Hybrid Systolic Array Accelerator with Optimized Dataflow for Edge Large Language Model Inference
This work addresses the problem of high area and energy efficiency for edge LLM inference, offering a domain-specific incremental improvement.
The paper tackles the challenge of efficient edge inference for large language models by proposing a hybrid systolic array accelerator with optimized dataflow, achieving 247/117 tokens/s/mm² for a 1.3B model and over 2.45x/13.5x improvements over existing approaches.
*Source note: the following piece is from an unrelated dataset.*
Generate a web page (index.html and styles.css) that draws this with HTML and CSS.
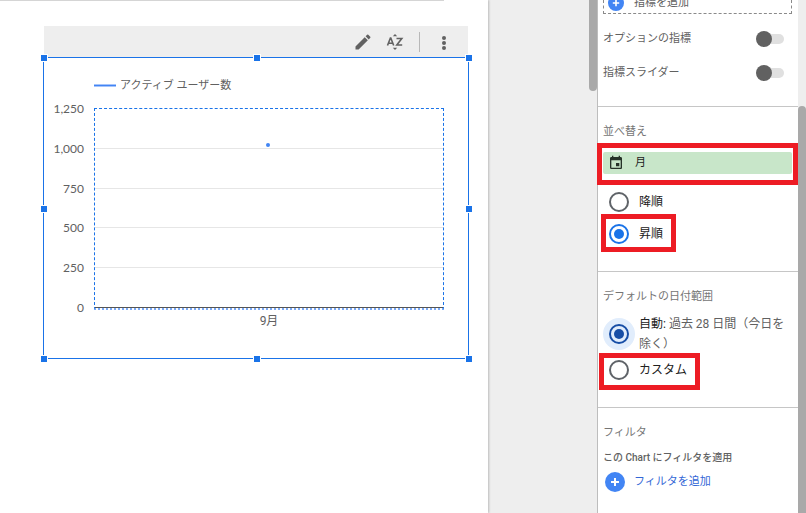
FILE: index.html
```html
<!DOCTYPE html>
<html lang="ja">
<head>
<meta charset="utf-8">
<title>レポート エディタ</title>
<link rel="stylesheet" href="styles.css">
</head>
<body>
<div class="app">
  <main class="canvas">
    <div class="page">
      <div class="rule"></div>
      <div class="toolbar">
        <button class="tool" aria-label="編集"><svg width="20" height="20" viewBox="0 0 24 24"><path d="M3 17.25V21h3.75L17.81 9.94l-3.75-3.75L3 17.25zM20.71 7.04a1 1 0 0 0 0-1.41l-2.34-2.34a1 1 0 0 0-1.41 0l-1.83 1.83 3.75 3.75 1.83-1.83z"/></svg></button>
        <button class="tool" aria-label="並べ替え"><svg width="20" height="20" viewBox="0 0 20 20"><path d="M10 2l2.200 2.200h-4.400zM10 18l-2.200-2.200h4.400z"/><path class="stroke" d="M2.500 13.500L5.400 6h.4l2.900 7.500M3.500 11.300h4.300M11.500 6.500h5.300l-5 6.500h5.400"/></svg></button>
        <span class="separator"></span>
        <button class="tool" aria-label="その他"><svg width="20" height="20" viewBox="0 0 20 20"><circle cx="10" cy="6" r="2"/><circle cx="10" cy="11" r="2"/><circle cx="10" cy="16" r="2"/></svg></button>
      </div>
      <section class="chart">
        <div class="legend"><span class="swatch"></span><span class="series">アクティブ ユーザー数</span></div>
        <div class="graph">
          <div class="scale"><span>1,250</span><span>1,000</span><span>750</span><span>500</span><span>250</span><span>0</span></div>
          <div class="plot">
            <div class="band"></div><div class="band"></div><div class="band"></div><div class="band"></div><div class="band"></div>
            <span class="point"></span>
          </div>
        </div>
        <div class="months">9月</div>
        <div class="handles">
          <i class="handle top start"></i><i class="handle top middle"></i><i class="handle top end"></i>
          <i class="handle center start"></i><i class="handle center end"></i>
          <i class="handle bottom start"></i><i class="handle bottom middle"></i><i class="handle bottom end"></i>
        </div>
      </section>
    </div>
  </main>
  <div class="scroll scroll-canvas"><div class="thumb"></div></div>
  <aside class="panel">
    <section class="section metrics">
      <div class="dropzone">
        <button class="add"><svg width="16" height="16" viewBox="0 0 20 20"><circle cx="10" cy="10" r="10"/><path d="M10 6v8M6 10h8"/></svg>指標を追加</button>
      </div>
      <label class="option">オプションの指標<input class="switch" type="checkbox"></label>
      <label class="option">指標スライダー<input class="switch" type="checkbox"></label>
    </section>
    <section class="section sort">
      <h2>並べ替え</h2>
      <div class="marked marked-field">
        <button class="field"><svg width="16" height="16" viewBox="0 0 24 24"><path d="M17 12h-5v5h5v-5zM16 1v2H8V1H6v2H5c-1.100 0-2 .9-2 2v14a2 2 0 0 0 2 2h14c1.100 0 2-.9 2-2V5c0-1.100-.9-2-2-2h-1V1h-2zm3 18H5V8h14v11z"/></svg>月</button>
      </div>
      <label class="choice"><input type="radio" name="order">降順</label>
      <label class="choice marked marked-order"><input type="radio" name="order" checked>昇順</label>
    </section>
    <section class="section dates">
      <h2>デフォルトの日付範囲</h2>
      <label class="choice auto"><input class="focused" type="radio" name="range" checked><span>自動: <span class="hint">過去 28 日間（今日を除く）</span></span></label>
      <label class="choice marked marked-custom"><input type="radio" name="range">カスタム</label>
    </section>
    <section class="section filters">
      <h2>フィルタ</h2>
      <h3>この Chart にフィルタを適用</h3>
      <button class="add add-filter"><svg width="20" height="20" viewBox="0 0 20 20"><circle cx="10" cy="10" r="10"/><path d="M10 6v8M6 10h8"/></svg>フィルタを追加</button>
    </section>
  </aside>
  <div class="scroll scroll-panel"><div class="thumb"></div></div>
</div>
</body>
</html>
```
FILE: styles.css
```css
* {
  box-sizing: border-box;
}

body {
  margin: 0;
  background: #eee;
  color: #616161;
  font: 11px/16px Roboto, "Noto Sans CJK JP", sans-serif;
}

button {
  display: flex;
  align-items: center;
  margin: 0;
  padding: 0;
  border: 0;
  background: none;
  color: inherit;
  font: inherit;
}

svg {
  flex: none;
}

.app {
  display: flex;
  height: 100vh;
  overflow: hidden;
}

/* Report canvas */
.canvas {
  display: flex;
  flex: 1;
  padding-right: 101px;
}

.page {
  flex: 1;
  padding: 0 19px 0 43px;
  background: #fff;
  box-shadow: 1px 0 2px #bbb;
}

.rule {
  height: 1px;
  margin: 0 25px 0 -43px;
  background: #d5d5d5;
}

.toolbar {
  display: flex;
  align-items: center;
  justify-content: flex-end;
  height: 31px;
  margin: 25px 1px 0;
  padding-right: 14px;
  background: #eee;
}

.tool {
  margin-right: 12px;
}

.tool:last-child {
  margin: 0;
}

.tool svg {
  fill: #616161;
}

.tool .stroke {
  fill: none;
  stroke: #616161;
  stroke-width: 1.6;
}

.separator {
  width: 1px;
  height: 20px;
  margin: 0 14px 0 2px;
  background: #b8b8b8;
}

.chart {
  position: relative;
  padding: 17px 24px 29px 0;
  border: 1px solid #1a73e8;
}

.legend {
  display: flex;
  align-items: center;
  gap: 4px;
  height: 20px;
  margin: 0 0 13px 50px;
}

.series {
  padding-top: 2px;
}

.swatch {
  width: 22px;
  height: 3px;
  border: solid #a5c4fb;
  border-width: 1px 0;
  background: #4285f4;
}

.graph {
  display: flex;
}

.scale {
  display: flex;
  flex-direction: column;
  justify-content: space-between;
  width: 50px;
  margin: -7px 0 -6px;
  padding-right: 10px;
  font-family: Lato, sans-serif;
  font-size: 12px;
  text-align: right;
}

.plot {
  position: relative;
  display: flex;
  flex: 1;
  flex-direction: column;
  height: 202px;
  border: 1px dashed #1a73e8;
  border-bottom: 2px dotted #7baaf7;
}

.band {
  flex: 1;
  border-bottom: 1px solid #e6e6e6;
}

.band:nth-child(5) {
  border-color: #555;
}

.point {
  position: absolute;
  top: 17%;
  left: 49%;
  width: 4px;
  height: 4px;
  border-radius: 50%;
  background: #4285f4;
}

.months {
  margin: 3px 0 0 50px;
  font-size: 12px;
  text-align: center;
}

.handles {
  position: absolute;
  inset: 0 -1px -1px 0;
}

.handle {
  position: absolute;
  width: 6px;
  height: 6px;
  margin: -3px;
  background: #1a73e8;
  box-shadow: 0 0 0 1px #fff;
}

.top { top: 0; }
.center { top: 50%; }
.bottom { top: 100%; }
.start { left: 0; }
.middle { left: 50%; }
.end { left: 100%; }

/* Scroll bars */
.scroll {
  flex: 0 0 8px;
}

.thumb {
  background: #a9a9a9;
}

.scroll-canvas .thumb {
  height: 91px;
  border-radius: 0 0 4px 4px;
}

.scroll-panel {
  padding-top: 106px;
}

.scroll-panel .thumb {
  height: 100%;
  border-radius: 4px 4px 0 0;
}

/* Properties panel */
.panel {
  flex: 0 0 201px;
  border-left: 1px solid #bdbdbd;
  background: #fff;
}

.section {
  padding: 17px 6px 0 5px;
  border-bottom: 1px solid #c6c6c6;
}

.section:last-child {
  border: 0;
}

.metrics {
  padding-top: 0;
  padding-bottom: 25px;
}

.dropzone {
  display: flex;
  align-items: flex-end;
  height: 14px;
  margin-bottom: 17px;
  padding: 0 4px 2px;
  border: 1px dashed #8a8a8a;
  border-top: 0;
}

.add {
  gap: 10px;
}

.add circle {
  fill: #4285f4;
}

.add path {
  stroke: #fff;
  stroke-width: 2;
}

.option {
  display: flex;
  align-items: center;
  justify-content: space-between;
  height: 16px;
  margin: 0 8px 18px 0;
}

.option:last-child {
  margin-bottom: 0;
}

.switch {
  position: relative;
  width: 20px;
  height: 10px;
  margin: 0;
  border-radius: 0 5px 5px 0;
  background: #e0e0e0;
  appearance: none;
}

.switch::before {
  position: absolute;
  top: -3px;
  left: -8px;
  width: 16px;
  height: 16px;
  border-radius: 50%;
  background: #616161;
  content: "";
}

h2 {
  margin: 0;
  color: #757575;
  font-size: 11px;
  font-weight: 400;
}

h3 {
  margin: 0;
  font-size: 10px;
  font-weight: 500;
}

.sort {
  padding-bottom: 26px;
}

.marked {
  position: relative;
}

.marked::after {
  position: absolute;
  border: 5px solid #ed1c24;
  content: "";
  pointer-events: none;
}

.marked-field {
  margin: 12px 0 17px;
}

.marked-field::after {
  inset: -9px -6px -11px;
}

.field {
  gap: 11px;
  width: 100%;
  height: 22px;
  padding: 0 5px;
  border-radius: 2px;
  background: #c8e6c9;
  color: #212121;
}

.field svg {
  fill: #263228;
}

.choice {
  display: flex;
  align-items: center;
  gap: 10px;
  width: fit-content;
  height: 22px;
  margin-bottom: 10px;
  padding-left: 6px;
  color: #212121;
  font-size: 12px;
  line-height: 20px;
}

.choice:last-child {
  margin-bottom: 0;
}

.choice input {
  display: grid;
  flex: none;
  place-items: center;
  width: 20px;
  height: 20px;
  margin: 0;
  border: 2px solid #5f6368;
  border-radius: 50%;
  color: #1a73e8;
  appearance: none;
}

.choice input:checked {
  border-color: currentColor;
}

.choice input:checked::before {
  width: 10px;
  height: 10px;
  border-radius: 50%;
  background: currentColor;
  content: "";
}

.choice input.focused {
  background: #e1edfc;
  box-shadow: 0 0 0 6px #e1edfc;
  color: #174ea6;
}

.marked-order::after {
  inset: -9px -13px -7px -2px;
}

.dates {
  padding-bottom: 26px;
}

.choice.auto {
  height: 40px;
  margin: 9px -4px 5px 0;
  width: auto;
}

.hint {
  color: #616161;
}

.marked-custom::after {
  inset: -6px -13px -9px -4px;
}

.filters h3 {
  margin: 9px 0 6px;
}

.add-filter {
  gap: 9px;
  margin-left: 2px;
  color: #3367d6;
}
```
Edge inference for large language models (LLM) offers secure, low-latency, and cost-effective inference solutions. We emphasize that an edge accelerator should achieve high area efficiency and minimize external memory access (EMA) during the memory-bound decode stage, while maintaining high energy efficiency during the compute intensive prefill stage. This paper proposes an edge LLM inference accelerator featuring a hybrid systolic array (HSA) architecture that optimizes inference efficiency in both stages. To further reduce EMA, we adopt MXINT4 weight quantization and propose an optimized dataflow tailored for HSA, ensuring negligible dequantization overhead and achieving 100% hardware utilization with minimal accuracy loss under edge DRAM bandwidth constraints. For non-linear operations, we incorporate optimized root mean square normalization (RMSNorm) and rotary position embedding (RoPE) units, reducing their latency, area, and memory access overhead while enabling end-to-end inference on our accelerator. Our solution achieves 247/117 (token/s/mm2) while running a 1.3B LLM on long-input/long-output scenarios, providing >2.45x/13.5x improvement over existing approaches, while maintaining superior energy efficiency in token generation.